While My Chemical Romance’s former peers have either embraced conceptual introspection (Thursday) or retreated from the spotlight altogether (Brand New), on Danger Days, MCR have fully followed their own larger-than-life creative vision. If nothing else, it’s admirable to see a band in their situation following their muse without worrying about pissing off diehard fans in the process. After a brief introduction by Dr. D (“Look Alive, Sunshine”), the album officially opens with the Bowie-inflected first single, “Na Na Na (Na Na Na Na Na Na Na Na Na),” a raucous track that’s got all the clichéd makings of a bombastic rock song: lyrics about doing drugs, harmonizing guitars and a tapping guitar solo. The only real surprising thing in this musical equation is the way MCR manage to make these elements their own. Overall, Danger Days seems to alternate between sweat-fueled ragers and power ballads such as “Bulletproof Heart,” which sets the stage for an apocalyptic love story that’s also teeming with youthful nostalgia. The looking-back vibe is further extended as Way croons about how “the pigs are after me” over a stripped-down riff that everyone has heard a million times before, yet still manages to sound fresh. That song, like much of the album, is aided by unbelievable axe-work courtesy of Ray Toro, whose tasteful shredding finally gets a chance to take its rightful share of the spotlight on Danger Days.

Additional highlights on the album include the impossibly catchy self-help anthem “Save Yourself, I’ll Hold Them Back,” (the equivalent of Survivor’s “Eye Of The Tiger” for future goth warriors of the world) and the unexpected ballad “Summertime,” which would fit nicely on lite-rock radio formats, the antithesis of the album’s more upbeat fare. And when MCR do get close to plagiarism—as they do on the shambolic Stooges-aping closer “Vampire Money”—Way takes a note from the Gaslight Anthem’s Brian Fallon and acknowledges it by quoting Iggy Pop’s iconic “street walkin’ cheetah” reference before the listener can. Well played, sir.
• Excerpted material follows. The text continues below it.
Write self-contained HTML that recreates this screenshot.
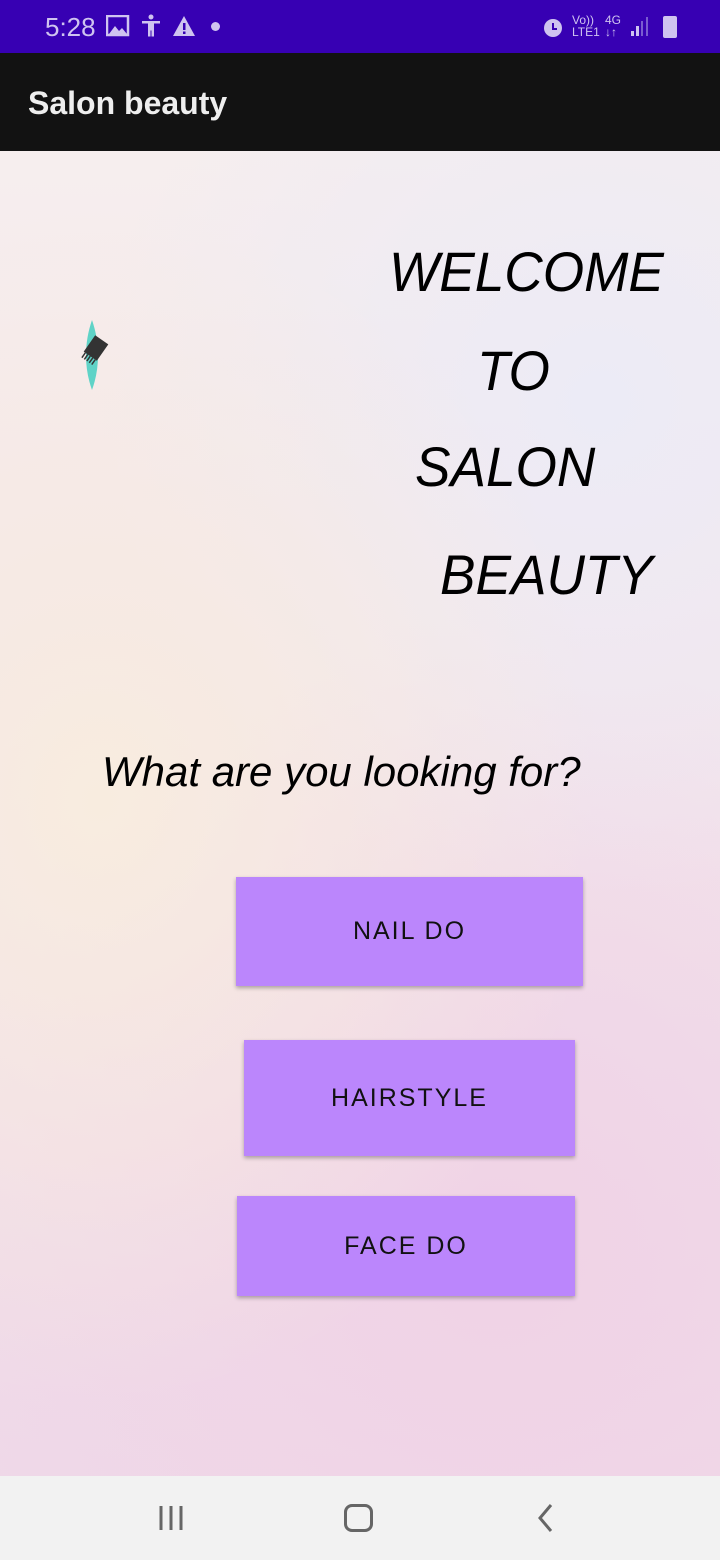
<!DOCTYPE html>
<html><head><meta charset="utf-8"><style>
*{margin:0;padding:0;box-sizing:border-box}
body{width:720px;height:1560px;overflow:hidden;font-family:"Liberation Sans",sans-serif;position:relative}
.sb{position:absolute;top:0;left:0;width:720px;height:53px;background:#3700b3;color:#cfc3f0}
.ab{position:absolute;top:53px;left:0;width:720px;height:98px;background:#121212;color:#eee;font-size:32px;font-weight:bold;padding:32px 28px}
.bg{position:absolute;top:151px;left:0;width:720px;height:1325px;
background:radial-gradient(ellipse 500px 600px at 100px 650px,#f8ecdf 0%,rgba(248,236,223,0) 100%),
radial-gradient(ellipse 500px 500px at 600px 250px,#ecebf6 0%,rgba(236,235,246,0) 100%),
radial-gradient(ellipse 600px 600px at 500px 1100px,#f0d2e6 0%,rgba(240,210,230,0) 100%),
linear-gradient(180deg,#f6eeee,#efd9e8)}
.t{position:absolute;font-style:italic;font-size:56px;color:#000;line-height:1;transform:scaleX(.95);transform-origin:left top}
.btn{position:absolute;background:#bb86fc;color:#111;font-size:25px;letter-spacing:2px;display:flex;align-items:center;justify-content:center;box-shadow:0 2px 4px rgba(0,0,0,.3)}
.nav{position:absolute;top:1476px;left:0;width:720px;height:84px;background:#f2f2f2}
</style></head><body>
<div class="sb">
<span style="position:absolute;left:45px;top:12px;font-size:26px">5:28</span>
<svg style="position:absolute;left:106px;top:15px" width="24" height="22"><rect x="1" y="1" width="21" height="19" fill="none" stroke="#cfc3f0" stroke-width="2.5"/><path d="M3 19 L9 11 L13 16 L16 13 L21 19Z" fill="#cfc3f0"/></svg>
<svg style="position:absolute;left:140px;top:14px" width="22" height="24" fill="#cfc3f0"><circle cx="11" cy="3" r="2.5"/><path d="M2 7h18v2.5h-6v13h-2.5v-6h-1v6H8v-13H2z"/></svg>
<svg style="position:absolute;left:172px;top:15px" width="24" height="22"><path d="M12 1L23 21H1Z" fill="#cfc3f0"/><rect x="11" y="8" width="2.5" height="7" fill="#3700b3"/><rect x="11" y="16.5" width="2.5" height="2.5" fill="#3700b3"/></svg>
<div style="position:absolute;left:211px;top:22px;width:9px;height:9px;border-radius:50%;background:#cfc3f0"></div>
<svg style="position:absolute;left:541px;top:15px" width="24" height="24"><circle cx="12" cy="13" r="9" fill="#cfc3f0"/><path d="M12 8v6h4" stroke="#3700b3" stroke-width="2" fill="none"/></svg>
<span style="position:absolute;left:572px;top:14px;font-size:12px;line-height:12px">Vo))<br>LTE1</span>
<span style="position:absolute;left:605px;top:14px;font-size:12px;line-height:12px">4G<br>↓↑</span>
<svg style="position:absolute;left:630px;top:16px" width="20" height="22"><rect x="1" y="15" width="3" height="5" fill="#cfc3f0"/><rect x="6" y="10" width="3" height="10" fill="#cfc3f0"/><rect x="11" y="5" width="2" height="15" fill="#7a5cd0"/><rect x="16" y="1" width="2" height="19" fill="#7a5cd0"/></svg>
<div style="position:absolute;left:663px;top:16px;width:14px;height:22px;background:#cfc3f0;border-radius:2px"></div>
</div>
<div class="ab">Salon beauty</div>
<div class="bg"></div>
<svg style="position:absolute;left:80px;top:318px" width="32" height="74"><path d="M12 2 C20 25 20 50 12 72 C4 50 4 25 12 2Z" fill="#5fd3c7"/><g transform="rotate(35 16 30)"><rect x="8" y="20" width="16" height="20" fill="#333"/><path d="M10 40v6M13 40v6M16 40v6M19 40v6M22 40v6" stroke="#333" stroke-width="1.5"/></g></svg>
<div class="t" style="left:389px;top:244px">WELCOME</div>
<div class="t" style="left:477px;top:343px">TO</div>
<div class="t" style="left:415px;top:439px">SALON</div>
<div class="t" style="left:440px;top:547px">BEAUTY</div>
<div style="position:absolute;left:102px;top:748px;font-style:italic;font-size:42px">What are you looking for?</div>
<div class="btn" style="left:236px;top:877px;width:347px;height:109px">NAIL DO</div>
<div class="btn" style="left:244px;top:1040px;width:331px;height:116px">HAIRSTYLE</div>
<div class="btn" style="left:237px;top:1196px;width:338px;height:100px">FACE DO</div>
<div class="nav">
<svg style="position:absolute;left:157px;top:28px" width="30" height="28" stroke="#666" stroke-width="3"><path d="M4 2v24M14 2v24M24 2v24"/></svg>
<div style="position:absolute;left:344px;top:28px;width:29px;height:28px;border:3px solid #666;border-radius:8px"></div>
<svg style="position:absolute;left:536px;top:27px" width="20" height="30" stroke="#666" stroke-width="3" fill="none"><path d="M15 2L4 15L15 28"/></svg>
</div>
</body></html>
That’s not to say that this post-modern thriller doesn’t have a few duds—most notably the syncopated hi-hat dance experiment “Planetary (GO!)” and the way-too-close-to-Red-Hot-Chili-Peppers-territory “DESTROYA”—but with a record as bold and ambitious as Danger Days, you can expect a few casualties (and a lot of sound effects). Ultimately, the grandiosity that MCR built their name upon (cf. “Helena”) is still here, just re-contextualized on upbeat numbers like “The Only Hope For Me Is You,” which are slightly harder to get your head around initially, but far more fulfilling in the end.

That last statement is also true about the disc as a whole. Most people expected My Chemical Romance to go the way of Green Day, choosing instead to hedge their bets and deliver The Blacker Parade. Fortunately with Danger Days, MCR havefar more in common with the Flaming Lips than anyone currently operating in any “punk” scene. How they were able to construct an entire multi-layered universe (sonically, lyrically and with narration!) for listeners to get lost in—while writing some of the strongest and catchiest songs of their career—is anyone’s guess. For the cookie-cutter bands and haters out there, that’s what we call sweet revenge.